The weekend brunch here draws a serious crowd. The eggs Benedicts and French toast options are done with the same care as the dinner menu, which is not always the case at restaurants that try to do both.
The coffee program is also worth noting. Small detail, but it matters.
If your South Carolina food tour hasn’t included a stop in Greenville, Soby’s is the reason to fix that immediately. The drive up from the coast is absolutely worth it.
10. R Kitchen

Imagine sitting down to a meal where you have no idea what’s coming next, and that uncertainty is entirely the point. R Kitchen is a chef’s counter experience where the menu changes nightly and the chef cooks directly in front of you.
There are no choices to make beyond showing up. That’s either terrifying or thrilling depending on your personality, but either way, the food tends to settle the debate quickly.
The format is genuinely unlike most restaurants. A small number of seats face an open kitchen where the evening’s menu unfolds course by course.

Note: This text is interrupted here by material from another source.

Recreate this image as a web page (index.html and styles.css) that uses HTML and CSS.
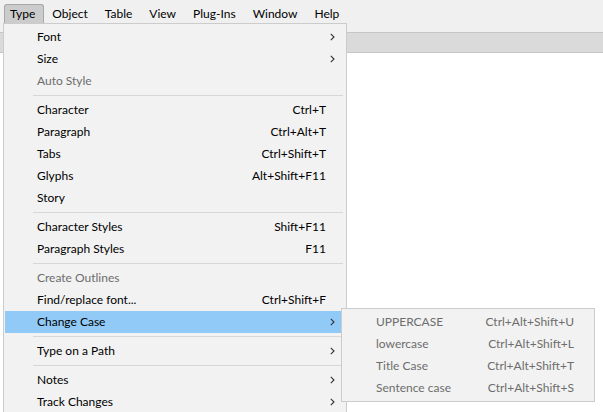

The chef interacts with guests throughout the meal, explaining dishes and adjusting based on what’s in season and what’s inspiring the kitchen that particular night.
It’s part dinner, part cooking show, and completely its own thing.
The Downtown location is at 212 Rutledge Avenue in Charleston. There is also a West Ashley location at 1337 Ashley River Road for anyone coming from that side of the city.
Both run the same concept with the same commitment to quality and spontaneity. Reservations are essential at either location.
The value here is exceptional for what you receive. Multiple courses of thoughtful, chef-driven food in an intimate setting doesn’t usually come at this price point.
That accessibility is part of what makes R Kitchen feel special rather than exclusive. It’s designed to be a real experience, not a special-occasion luxury.
First-timers often leave a little stunned by how good the whole thing was. Regulars come back specifically because they don’t know what they’ll get.
That mystery is the entire appeal, and it works every single time.
Bring your appetite, pick a direction, and let South Carolina decide which table you end up bragging about later.